(begin)
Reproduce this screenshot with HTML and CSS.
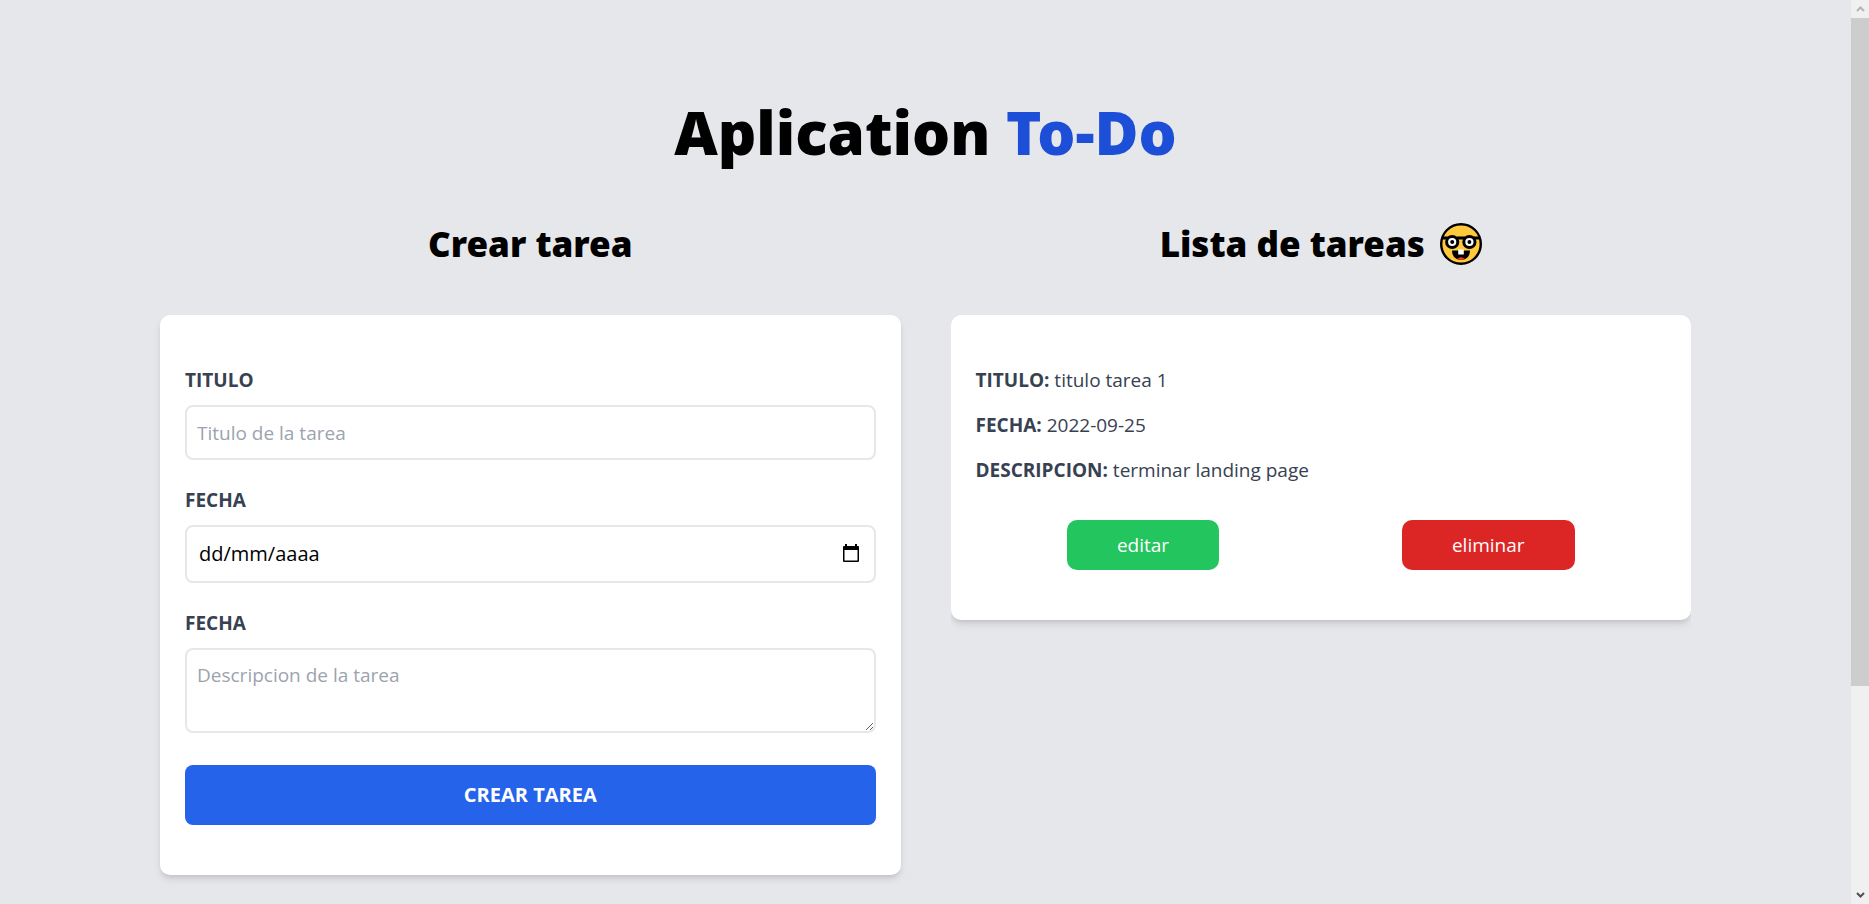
FILE: index.html
```html
<!DOCTYPE html>
<html lang="es">
<head>
  <meta charset="utf-8">
  <meta name="viewport" content="width=device-width, initial-scale=1">
  <title>Aplication To-Do</title>
  <link rel="stylesheet" href="styles.css">
</head>
<body>
  <div class="window">
    <main class="page">
      <h1 class="title">Aplication <span class="title-accent">To-Do</span></h1>
      <div class="columns">
        <section class="column">
          <h2 class="heading">Crear tarea</h2>
          <form class="card form">
            <div class="field">
              <label class="label" for="titulo">TITULO</label>
              <input class="control" id="titulo" type="text" placeholder="Titulo de la tarea">
            </div>
            <div class="field">
              <label class="label" for="fecha">FECHA</label>
              <div class="control date">
                <input class="date-input" id="fecha" type="text" placeholder="dd/mm/aaaa">
                <button class="date-button" type="button" aria-label="Abrir calendario">
                  <svg width="20" height="20" viewBox="0 0 20 20" aria-hidden="true">
                    <path fill-rule="evenodd" d="M4 0h2v2h8V0h2v2h1a1 1 0 0 1 1 1v14a1 1 0 0 1-1 1H3a1 1 0 0 1-1-1V3a1 1 0 0 1 1-1h1zM3.500 6v10.500h13V6z"/>
                  </svg>
                </button>
              </div>
            </div>
            <div class="field">
              <label class="label" for="descripcion">FECHA</label>
              <textarea class="control area" id="descripcion" rows="2" placeholder="Descripcion de la tarea"></textarea>
            </div>
            <button class="submit" type="submit">CREAR TAREA</button>
          </form>
        </section>
        <section class="column">
          <h2 class="heading">Lista de tareas
            <svg class="emoji" viewBox="0 0 42 42" role="img" aria-label="nerd">
              <circle cx="21" cy="21" r="19.800" fill="#ffc83d" stroke="#000" stroke-width="2.400"/>
              <path d="M2 15h7M17 15h8M33 15h7" stroke="#000" stroke-width="3"/>
              <circle cx="12.200" cy="19" r="5.600" fill="#fff" stroke="#000" stroke-width="3"/>
              <circle cx="29.400" cy="19" r="5.600" fill="#fff" stroke="#000" stroke-width="3"/>
              <circle cx="12.200" cy="19" r="2"/>
              <circle cx="29.400" cy="19" r="2"/>
              <path d="M12 27.500h18c0 5.500-3.500 9.500-9 9.500s-9-4-9-9.500z"/>
              <path d="M17 36q4-3.500 8 0q-4 2-8 0z" fill="#f03a17"/>
              <path d="M18.200 26.500h5.600v5h-5.600z" fill="#fff"/>
            </svg>
          </h2>
          <div class="list">
            <article class="card">
              <p class="row"><strong>TITULO:</strong> titulo tarea 1</p>
              <p class="row"><strong>FECHA:</strong> 2022-09-25</p>
              <p class="row"><strong>DESCRIPCION:</strong> terminar landing page</p>
              <div class="actions">
                <button class="action edit" type="button">editar</button>
                <button class="action delete" type="button">eliminar</button>
              </div>
            </article>
          </div>
        </section>
      </div>
    </main>
    <div class="scrollbar" aria-hidden="true">
      <svg class="arrow arrow-up" viewBox="0 0 18 18"><path d="M6 11l3.500-3.500L13 11"/></svg>
      <div class="thumb"></div>
      <div class="track"></div>
      <svg class="arrow" viewBox="0 0 18 18"><path d="M6 7l3.500 3.500L13 7"/></svg>
    </div>
  </div>
</body>
</html>
```
FILE: styles.css
```css
*,
*::before,
*::after {
  box-sizing: border-box;
}

body {
  margin: 0;
  background: #e5e7eb;
  color: #000;
  font-family: "Segoe UI", "Open Sans", "Noto Sans", sans-serif;
  font-size: 19px;
  line-height: 30px;
}

h1,
h2,
p {
  margin: 0;
}

button,
input,
textarea {
  font: inherit;
  color: inherit;
}

button {
  border: 0;
  cursor: pointer;
}

.window {
  display: flex;
  height: 100vh;
}

.page {
  flex: 1;
  padding: 97px 160px 0;
  overflow-y: auto;
  scrollbar-width: none;
}

.title {
  font-family: "Segoe UI", "Noto Sans", sans-serif;
  font-size: 60px;
  font-weight: 900;
  line-height: 70px;
  text-align: center;
}

.title-accent {
  color: #1d4ed8;
}

.columns {
  display: grid;
  grid-template-columns: 1fr 1fr;
  gap: 50px;
  margin-top: 54px;
}

.heading {
  display: flex;
  align-items: center;
  justify-content: center;
  gap: 15px;
  height: 45px;
  margin-bottom: 49px;
  font-family: "Segoe UI", "Noto Sans", sans-serif;
  font-size: 35px;
  font-weight: 900;
  line-height: 45px;
}

.emoji {
  width: 42px;
  height: 42px;
}

.card {
  padding: 50px 25px;
  border-radius: 10px;
  background: #fff;
  box-shadow: 0 5px 8px -1px rgb(0 0 0 / 10%), 0 3px 5px -2px rgb(0 0 0 / 10%);
}

.list {
  padding-bottom: 20px;
  overflow-x: clip;
}

.field {
  margin-bottom: 25px;
}

.label {
  display: block;
  margin-bottom: 10px;
  color: #374151;
  font-weight: 700;
}

.control {
  display: block;
  width: 100%;
  height: 55px;
  padding: 10px;
  border: 2px solid #e5e7eb;
  border-radius: 8px;
  background: #fff;
}

.control::placeholder {
  color: #9ca3af;
  opacity: 1;
}

.date {
  display: flex;
  align-items: center;
  height: 58px;
  padding: 10px 13px 10px 12px;
}

.date-input {
  flex: 1;
  min-width: 0;
  padding: 0;
  border: 0;
  outline: 0;
  background: none;
  font-size: 20px;
}

.date-input::placeholder {
  color: #000;
  opacity: 1;
}

.date-button {
  display: flex;
  padding: 0;
  background: none;
}

.area {
  height: 85px;
}

.submit {
  display: block;
  width: 100%;
  margin-top: 32px;
  padding: 15px;
  border-radius: 8px;
  background: #2563eb;
  color: #fff;
  font-size: 20px;
  font-weight: 700;
}

.row {
  margin-bottom: 15px;
  color: #374151;
}

.actions {
  display: flex;
  justify-content: space-around;
  margin-top: 35px;
}

.action {
  padding: 10px 50px;
  border-radius: 10px;
  color: #fff;
}

.edit {
  background: #22c55e;
}

.delete {
  background: #dc2626;
}

.scrollbar {
  display: grid;
  grid-template-rows: 18px 668fr 200fr 18px;
  width: 18px;
  background: #f0f0f0;
}

.thumb {
  background: #cdcdcd;
}

.arrow {
  width: 18px;
  height: 18px;
  fill: none;
  stroke: #505050;
  stroke-width: 2;
}

.arrow-up {
  stroke: #b4b4b4;
}
```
(end)
Make an exact reproduction of the listing above, without any pictures.

Reproduce this screenshot with HTML and CSS.
FILE: index.html
```html
<!DOCTYPE html>
<html lang="es">
<head>
  <meta charset="utf-8">
  <meta name="viewport" content="width=device-width, initial-scale=1">
  <title>Aplication To-Do</title>
  <link rel="stylesheet" href="styles.css">
</head>
<body>
  <div class="window">
    <main class="page">
      <h1 class="title">Aplication <span class="title-accent">To-Do</span></h1>
      <div class="columns">
        <section class="column">
          <h2 class="heading">Crear tarea</h2>
          <form class="card form">
            <div class="field">
              <label class="label" for="titulo">TITULO</label>
              <input class="control" id="titulo" type="text" placeholder="Titulo de la tarea">
            </div>
            <div class="field">
              <label class="label" for="fecha">FECHA</label>
              <div class="control date">
                <input class="date-input" id="fecha" type="text" placeholder="dd/mm/aaaa">
                <button class="date-button" type="button" aria-label="Abrir calendario">
                  <svg width="20" height="20" viewBox="0 0 20 20" aria-hidden="true">
                    <path fill-rule="evenodd" d="M4 0h2v2h8V0h2v2h1a1 1 0 0 1 1 1v14a1 1 0 0 1-1 1H3a1 1 0 0 1-1-1V3a1 1 0 0 1 1-1h1zM3.500 6v10.500h13V6z"/>
                  </svg>
                </button>
              </div>
            </div>
            <div class="field">
              <label class="label" for="descripcion">FECHA</label>
              <textarea class="control area" id="descripcion" rows="2" placeholder="Descripcion de la tarea"></textarea>
            </div>
            <button class="submit" type="submit">CREAR TAREA</button>
          </form>
        </section>
        <section class="column">
          <h2 class="heading">Lista de tareas
            <svg class="emoji" viewBox="0 0 42 42" role="img" aria-label="nerd">
              <circle cx="21" cy="21" r="19.800" fill="#ffc83d" stroke="#000" stroke-width="2.400"/>
              <path d="M2 15h7M17 15h8M33 15h7" stroke="#000" stroke-width="3"/>
              <circle cx="12.200" cy="19" r="5.600" fill="#fff" stroke="#000" stroke-width="3"/>
              <circle cx="29.400" cy="19" r="5.600" fill="#fff" stroke="#000" stroke-width="3"/>
              <circle cx="12.200" cy="19" r="2"/>
              <circle cx="29.400" cy="19" r="2"/>
              <path d="M12 27.500h18c0 5.500-3.500 9.500-9 9.500s-9-4-9-9.500z"/>
              <path d="M17 36q4-3.500 8 0q-4 2-8 0z" fill="#f03a17"/>
              <path d="M18.200 26.500h5.600v5h-5.600z" fill="#fff"/>
            </svg>
          </h2>
          <div class="list">
            <article class="card">
              <p class="row"><strong>TITULO:</strong> titulo tarea 1</p>
              <p class="row"><strong>FECHA:</strong> 2022-09-25</p>
              <p class="row"><strong>DESCRIPCION:</strong> terminar landing page</p>
              <div class="actions">
                <button class="action edit" type="button">editar</button>
                <button class="action delete" type="button">eliminar</button>
              </div>
            </article>
          </div>
        </section>
      </div>
    </main>
    <div class="scrollbar" aria-hidden="true">
      <svg class="arrow arrow-up" viewBox="0 0 18 18"><path d="M6 11l3.500-3.500L13 11"/></svg>
      <div class="thumb"></div>
      <div class="track"></div>
      <svg class="arrow" viewBox="0 0 18 18"><path d="M6 7l3.500 3.500L13 7"/></svg>
    </div>
  </div>
</body>
</html>
```
FILE: styles.css
```css
*,
*::before,
*::after {
  box-sizing: border-box;
}

body {
  margin: 0;
  background: #e5e7eb;
  color: #000;
  font-family: "Segoe UI", "Open Sans", "Noto Sans", sans-serif;
  font-size: 19px;
  line-height: 30px;
}

h1,
h2,
p {
  margin: 0;
}

button,
input,
textarea {
  font: inherit;
  color: inherit;
}

button {
  border: 0;
  cursor: pointer;
}

.window {
  display: flex;
  height: 100vh;
}

.page {
  flex: 1;
  padding: 97px 160px 0;
  overflow-y: auto;
  scrollbar-width: none;
}

.title {
  font-family: "Segoe UI", "Noto Sans", sans-serif;
  font-size: 60px;
  font-weight: 900;
  line-height: 70px;
  text-align: center;
}

.title-accent {
  color: #1d4ed8;
}

.columns {
  display: grid;
  grid-template-columns: 1fr 1fr;
  gap: 50px;
  margin-top: 54px;
}

.heading {
  display: flex;
  align-items: center;
  justify-content: center;
  gap: 15px;
  height: 45px;
  margin-bottom: 49px;
  font-family: "Segoe UI", "Noto Sans", sans-serif;
  font-size: 35px;
  font-weight: 900;
  line-height: 45px;
}

.emoji {
  width: 42px;
  height: 42px;
}

.card {
  padding: 50px 25px;
  border-radius: 10px;
  background: #fff;
  box-shadow: 0 5px 8px -1px rgb(0 0 0 / 10%), 0 3px 5px -2px rgb(0 0 0 / 10%);
}

.list {
  padding-bottom: 20px;
  overflow-x: clip;
}

.field {
  margin-bottom: 25px;
}

.label {
  display: block;
  margin-bottom: 10px;
  color: #374151;
  font-weight: 700;
}

.control {
  display: block;
  width: 100%;
  height: 55px;
  padding: 10px;
  border: 2px solid #e5e7eb;
  border-radius: 8px;
  background: #fff;
}

.control::placeholder {
  color: #9ca3af;
  opacity: 1;
}

.date {
  display: flex;
  align-items: center;
  height: 58px;
  padding: 10px 13px 10px 12px;
}

.date-input {
  flex: 1;
  min-width: 0;
  padding: 0;
  border: 0;
  outline: 0;
  background: none;
  font-size: 20px;
}

.date-input::placeholder {
  color: #000;
  opacity: 1;
}

.date-button {
  display: flex;
  padding: 0;
  background: none;
}

.area {
  height: 85px;
}

.submit {
  display: block;
  width: 100%;
  margin-top: 32px;
  padding: 15px;
  border-radius: 8px;
  background: #2563eb;
  color: #fff;
  font-size: 20px;
  font-weight: 700;
}

.row {
  margin-bottom: 15px;
  color: #374151;
}

.actions {
  display: flex;
  justify-content: space-around;
  margin-top: 35px;
}

.action {
  padding: 10px 50px;
  border-radius: 10px;
  color: #fff;
}

.edit {
  background: #22c55e;
}

.delete {
  background: #dc2626;
}

.scrollbar {
  display: grid;
  grid-template-rows: 18px 668fr 200fr 18px;
  width: 18px;
  background: #f0f0f0;
}

.thumb {
  background: #cdcdcd;
}

.arrow {
  width: 18px;
  height: 18px;
  fill: none;
  stroke: #505050;
  stroke-width: 2;
}

.arrow-up {
  stroke: #b4b4b4;
}
```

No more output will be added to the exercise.